Spoiler: it was neither.
1970s: Australia
It’s not just Aotearoa which claims ownership of Frosty Boy. Across the Tasman, Frosty Boy boasts of being “proudly Australian owned”. While a spokesperson for Frosty Boy Australia said they couldn’t comment on the history of Frosty Boy in New Zealand, they did confirm that Frosty Boy Australia began on the Gold Coast in 1976.
So if we accept the somewhat vague claim that Frosty Boy began somewhere in the South Island sometime in the 1960s, it’s plausible that the beloved blond boy emigrated to Australia a few years later and began to assert global dominance, much like Sam Neill and Jim from Neighbours.
But hold the cone, because it turns out the Frosty Boy logo – that cheeky little chappy so beloved by generations of New Zealanders – was in fact first trademarked in the US.
1970s: Michigan, USA
In 1973, an American company named Taylor Freezer applied to trademark a logo of a young boy holding an ice cream cone. Taylor Freezer was (and still is) a manufacturer and distributor of soft-serve ice cream equipment, and in 1970 it built Frosty Boy Adrian, a working showroom to promote their commercial ice cream business. A 2010 Michigan newspaper article states that “operators would come to [the town of] Adrian and see the equipment for themselves, and as long as they used the machines and the prescribed ice cream mix, they could use the Frosty Boy name”.
This appears to be the birth of Frosty Boy in America, and the restaurant is still in business today (though no longer owned by Taylor Freezer). Fifty-three years after Frosty Boy Adrian first opened, that familiar blond child still adorns their signage, as well as other Frosty Boys around Michigan, including Grand Rapids, Michigan City and Kalamazoo.
Could a company from America’s midwest have heard about a soft-serve ice cream created in Aotearoa and took it to the American people in 1970? Chris Newey from the New Zealand Ice Cream Association doesn’t think so. He describes the history of Frosty Boy as “quite murky”. Because Frosty Boy isn’t a hard-frozen ice cream, the companies involved with Frosty Boy weren’t members of the national Ice Cream Manufacturers’ Association, which means their history wasn’t recorded in the same way that companies like Tip Top or Queen Anne were.

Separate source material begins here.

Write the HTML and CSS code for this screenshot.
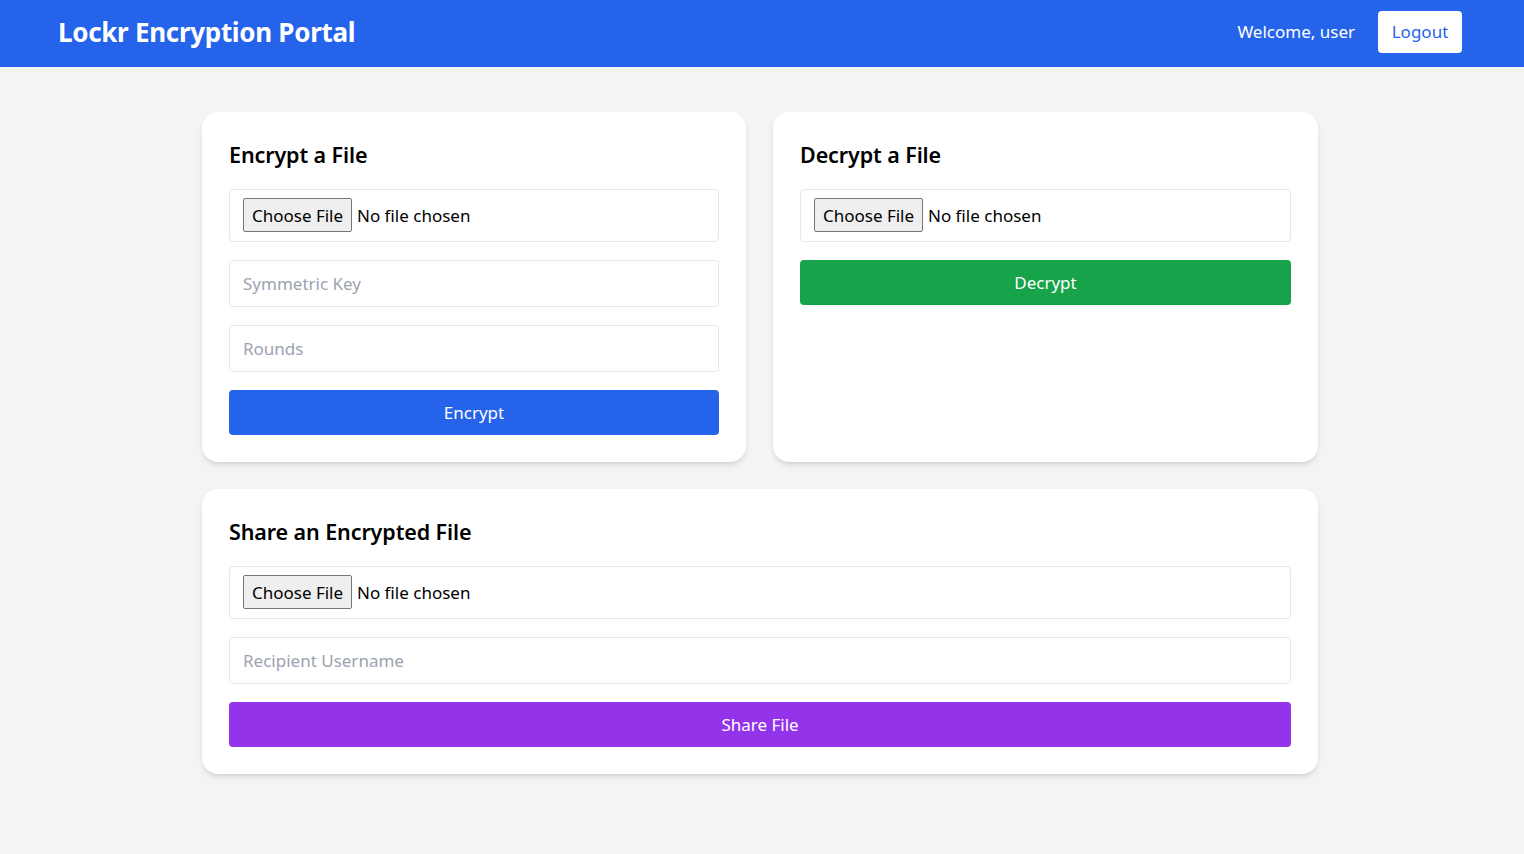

However, Newey remembers Frosty Boy being linked to the New Zealand Co-operative Dairy Company (now more widely known as Anchor) in Hamilton. He says they made milk powder (one of the main ingredients in the Frosty Boy mix) and were also capable of manufacturing and supplying soft-serve power mixes.
“The likelihood is that both New Zealand and Australian Frosty Boy businesses were and still are using the Frosty Boy name and logo under licence to what is now known as the Taylor Company,” Newey says, before delivering the final chilling blow. “I don’t think Frosty Boy could have started in the South Island in the 1960s, and it certainly can’t have started in New Zealand or Australia any time before 1973.”
1980s: New Zealand
There’s one person who can clarify once and for all if Frosty Boy is a New Zealand creation, and that’s Neil Tisch. In 1980, Tisch started Taylor Freezer of New Zealand Limited in partnership with the New Zealand Co-operative Dairy Company, and began to sell Frosty Boy products and Taylor Freezer machines around the country. He trademarked the slogan and logo in the early 1980s, and confirms there is a New Zealand link to Frosty Boy – but there’s a twist.
“The actual logo of the Frosty Boy kid came from Michigan, but no product came from America,” Tisch says. To make the soft-serve, Taylor Freezer NZ used an existing product called “Lite Licks” from New Zealand Co-operative Dairy Company, and after making a few enhancements to the original formula, changed the name to Frosty Boy. Tisch’s brother was involved with Frosty Boy Australia, which would import the ingredients from New Zealand and manufacture it for the Australian market.
Tisch says Frosty Boy NZ was a huge success during the 1980s. Frosty Boy NZ began in offices in Otahuhu, before moving to a large factory in Mount Wellington, where they supplied restaurant chains like Georgie Pie, Pizza Hut and Wendy’s Supa Sundaes with Taylor Freezer soft-serve machines and Frosty Boy product. With a dozen distributors scattered around the country, it was an easy ice cream for people to get, which made it popular with customers. “It was a huge profit margin for shopkeepers over hard ice cream and it was easier to dispense,” Tisch remembers.
Tisch sold Taylor Freezer NZ in 1995, but children of the 1980s will still remember the catchy television ad that sang Frosty Boy’s praises, which Tisch developed in New Zealand with advertising company Leo Burnett. As for the iconic “often licked, never beaten” Frosty Boy slogan? “It came from my brother in Australia,” Tisch says, “and of course, we bought it in to New Zealand.”
New Zealand’s dream of being the original home of Frosty Boy may have melted away. It seems that the iconic blond boy we painted across our hearts and boats is actually a Gen Xer from the US, and both Tisch and Newey reckon there’s no way Frosty Boy began in the South Island in the 1960s. Instead, that little Frosty Boy strutted his way from America to Australia and finally to New Zealand in 1980.
Perhaps it’s folklore – or Frostlore, if you will – that Frosty Boy started here, a nostalgic myth born out of a longing for simpler times when an ice cream could fix everything. Either way, Frosty Boy still lives on in a dairy near you. Often licked, never beaten.